Mbuyiso is a reminder of all the other children who were part of the June 16 1976 protests. Many of those children would now be in their 50s. Hector’s step-sister Antoinette Musi (now Sithole), seen in the famous picture would be 51 this year.

How is it possible that a 13 year old child could have been so cold- bloodedly killed? The post-mortem showed that he was killed by a shot fired directly at him – and not by a bullet ‘ricocheting off the ground’ as the police claimed.

Who made the bullet that killed Hector Pieterson? What vehicles transported the police into Soweto to confront the marching children? Who pulled the trigger? Was it a terrified policeman? Was there an order to shoot?

So much is known about Hector Pieterson – why don’t we know about Mbuyiso Makhubu? Surely he really acted heroically that day. He would be in his early fifties today. Why hasn’t our government done more to find out what happened to him? Why haven’t they awarded him one of South Africa’s awards?

Today — National Youth Day — we remember that Hector Pieterson was brutally murdered 34 years ago. But we also remember Mbuyiso Makhubu who tried to save him, and wonder what has happened to this hero of the struggle.

And let us not forget that the apartheid government needed the assistance of companies like Daimler, General Motors and Ford to transport the police and military.

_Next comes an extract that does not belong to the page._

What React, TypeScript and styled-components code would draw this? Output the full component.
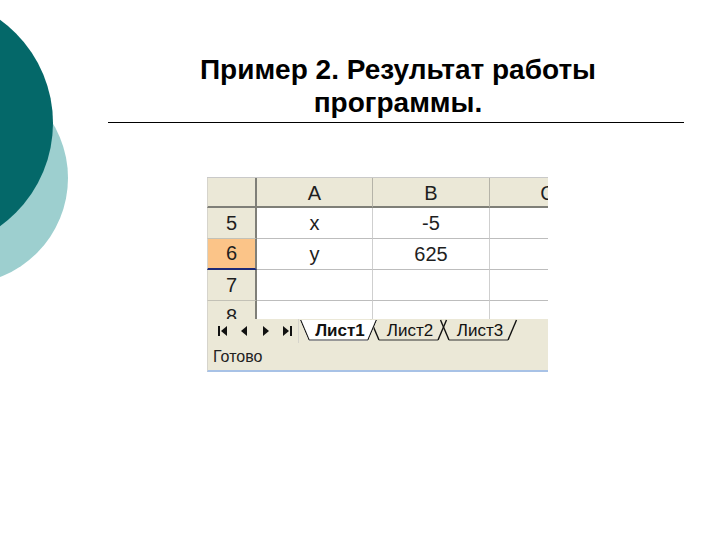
import React from "react";
import styled, { createGlobalStyle } from "styled-components";

const Global = createGlobalStyle`
  html, body { margin: 0; padding: 0; background: #fff; }
  body { font-family: "Liberation Sans", Arial, sans-serif; }
`;

const Page = styled.div`
  position: relative;
  width: 720px;
  height: 540px;
  overflow: hidden;
  background: #fff;
`;

const Circle = styled.div<{ $x: number; $y: number; $r: number; $c: string }>`
  position: absolute;
  left: ${(p) => p.$x - p.$r}px;
  top: ${(p) => p.$y - p.$r}px;
  width: ${(p) => p.$r * 2}px;
  height: ${(p) => p.$r * 2}px;
  border-radius: 50%;
  background: ${(p) => p.$c};
`;

const Content = styled.div`
  position: relative;
  display: flex;
  flex-direction: column;
`;

const TitleBlock = styled.div`
  margin-left: 108px;
  width: 576px;
  padding-top: 53px;
  padding-bottom: 3px;
  border-bottom: 1.5px solid #000;
`;

const Title = styled.h1`
  margin: 0;
  font-family: "Liberation Sans", Arial, sans-serif;
  font-weight: 700;
  font-size: 28px;
  line-height: 33px;
  text-align: center;
  color: #000;
  padding-left: 4px;
`;

const Sheet = styled.div`
  margin-left: 207px;
  margin-top: 54px;
  width: 341px;
  display: flex;
  flex-direction: column;
  overflow: hidden;
`;

const Grid = styled.div`
  height: 142px;
  overflow: hidden;
  border-top: 1px solid #c9c9c9;
  box-sizing: border-box;
  display: flex;
  flex-direction: column;
`;

const Row = styled.div<{ $h: number }>`
  display: grid;
  grid-template-columns: 50px 116px 117px 116px;
  height: ${(p) => p.$h}px;
  flex: none;
`;

const cellFont = `
  font-family: "Liberation Sans", Arial, sans-serif;
  font-size: 20px;
  color: #1e1e1e;
  display: flex;
  align-items: center;
  justify-content: center;
  box-sizing: border-box;
`;

const ColHead = styled.div<{ $corner?: boolean }>`
  ${cellFont}
  background: #ebe8d7;
  border-bottom: 2px solid #7f7f78;
  border-right: ${(p) => (p.$corner ? "2px solid #7f7f78" : "1px solid #b5b3a8")};
  border-left: ${(p) => (p.$corner ? "1px solid #d6d4cc" : "0")};
  padding-top: 2px;
  white-space: nowrap;
`;

const RowHead = styled.div<{ $sel?: boolean }>`
  ${cellFont}
  background: ${(p) => (p.$sel ? "#fbc488" : "#ebe8d7")};
  border-right: 2px solid #7f7f78;
  border-left: 1px solid #d6d4cc;
  border-bottom: ${(p) => (p.$sel ? "2px solid #1c2a78" : "1px solid #c3c1b6")};
`;

const Cell = styled.div`
  ${cellFont}
  background: #fff;
  border-right: 1px solid #cfcfcf;
  border-bottom: 1.5px solid #bdbdbd;
`;

const TabBar = styled.div`
  height: 24px;
  background: #ebe8d7;
  display: flex;
  align-items: stretch;
  box-sizing: border-box;
`;

const Nav = styled.div`
  width: 92px;
  display: flex;
  align-items: center;
  padding-left: 4px;
  box-sizing: border-box;
  border-right: 1px solid #d6d4cc;
  border-left: 1px solid #d6d4cc;
  flex: none;
`;

const NavBtn = styled.div`
  width: 23px;
  height: 20px;
  display: flex;
  align-items: center;
  justify-content: center;
`;

const Tabs = styled.div`
  display: flex;
  align-items: flex-start;
  padding-top: 1px;
  margin-left: 1px;
`;

const Tab = styled.div<{ $active?: boolean }>`
  position: relative;
  height: 21px;
  width: 77px;
  margin-right: -7px;
  padding-left: 3px;
  display: flex;
  align-items: center;
  justify-content: center;
  box-sizing: border-box;
  font-family: "Liberation Sans", Arial, sans-serif;
  font-size: 17px;
  font-weight: ${(p) => (p.$active ? 700 : 400)};
  color: #111;
  z-index: ${(p) => (p.$active ? 2 : 1)};
  background: ${(p) => (p.$active ? "#fff" : "transparent")};
  clip-path: ${(p) => (p.$active ? "polygon(0 0, 100% 0, calc(100% - 9px) 100%, 9px 100%)" : "none")};
  overflow: visible;
`;

const TabEdges = styled.svg`
  position: absolute;
  left: 0;
  top: 0;
  width: 100%;
  height: 100%;
  overflow: visible;
  pointer-events: none;
`;

const TabLabel = styled.span`
  position: relative;
  padding-top: 1px;
`;

const Status = styled.div`
  height: 27px;
  background: #ebe8d7;
  border-bottom: 2px solid #a8c2e6;
  display: flex;
  align-items: center;
  padding-left: 5px;
  font-family: "Liberation Sans", Arial, sans-serif;
  font-size: 16px;
  color: #222;
  border-left: 1px solid #d6d4cc;
`;

const Tri = ({ dir, bar }: { dir: "l" | "r"; bar?: boolean }) => (
  <svg width="11" height="12" viewBox="0 0 11 12">
    {dir === "l" ? (
      <>
        {bar && <rect x="1" y="1" width="2" height="10" fill="#111" />}
        <polygon points={bar ? "10,1 10,11 4,6" : "8,1 8,11 2,6"} fill="#111" />
      </>
    ) : (
      <>
        {bar && <rect x="8" y="1" width="2" height="10" fill="#111" />}
        <polygon points={bar ? "1,1 1,11 7,6" : "3,1 3,11 9,6"} fill="#111" />
      </>
    )}
  </svg>
);

const SheetTab = ({ label, active }: { label: string; active?: boolean }) => (
  <Tab $active={active}>
    <TabLabel>{label}</TabLabel>
    <TabEdges viewBox="0 0 77 21" preserveAspectRatio="none">
      <line x1="0.5" y1="0" x2="9" y2="20" stroke="#111" strokeWidth="1.4" />
      <line x1="68" y1="20" x2="76.5" y2="0" stroke="#111" strokeWidth="1.4" />
      <line x1="9" y1="20" x2="68" y2="20" stroke="#333" strokeWidth="1" />
    </TabEdges>
  </Tab>
);

const rows: { n: string; a: string; b: string; sel?: boolean }[] = [
  { n: "5", a: "x", b: "-5" },
  { n: "6", a: "y", b: "625", sel: true },
  { n: "7", a: "", b: "" },
  { n: "8", a: "", b: "" },
];

export default function App() {
  return (
    <>
      <Global />
      <Page>
        <Circle $x={-38} $y={178} $r={106} $c="#9dcfcf" />
        <Circle $x={-74} $y={123} $r={127} $c="#046869" />
        <Content>
          <TitleBlock>
            <Title>
              Пример 2. Результат работы
              <br />
              программы.
            </Title>
          </TitleBlock>
          <Sheet>
            <Grid>
              <Row $h={30}>
                <ColHead $corner />
                <ColHead>A</ColHead>
                <ColHead>B</ColHead>
                <ColHead>C</ColHead>
              </Row>
              {rows.map((r) => (
                <Row $h={31} key={r.n}>
                  <RowHead $sel={r.sel}>{r.n}</RowHead>
                  <Cell>{r.a}</Cell>
                  <Cell>{r.b}</Cell>
                  <Cell />
                </Row>
              ))}
            </Grid>
            <TabBar>
              <Nav>
                <NavBtn><Tri dir="l" bar /></NavBtn>
                <NavBtn><Tri dir="l" /></NavBtn>
                <NavBtn><Tri dir="r" /></NavBtn>
                <NavBtn><Tri dir="r" bar /></NavBtn>
              </Nav>
              <Tabs>
                <SheetTab label="Лист1" active />
                <SheetTab label="Лист2" />
                <SheetTab label="Лист3" />
              </Tabs>
            </TabBar>
            <Status>Готово</Status>
          </Sheet>
        </Content>
      </Page>
    </>
  );
}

Let us not forget the assistance of companies like Rheinmetall in manufacturing bullets and armaments. Let us not forget the assistance of companies like IBM that helped computerise the racial categories of human beings the apartheid government created to oppress the majority. Let us also not forget that the apartheid government needed the assistance of the oil companies and the banks of that time.

All of these companies can be considered guilty of having common purpose in the crime of murdering Hector Pieterson, and perhaps also, as a result, the disappearance of Mbuyiso Makhubu.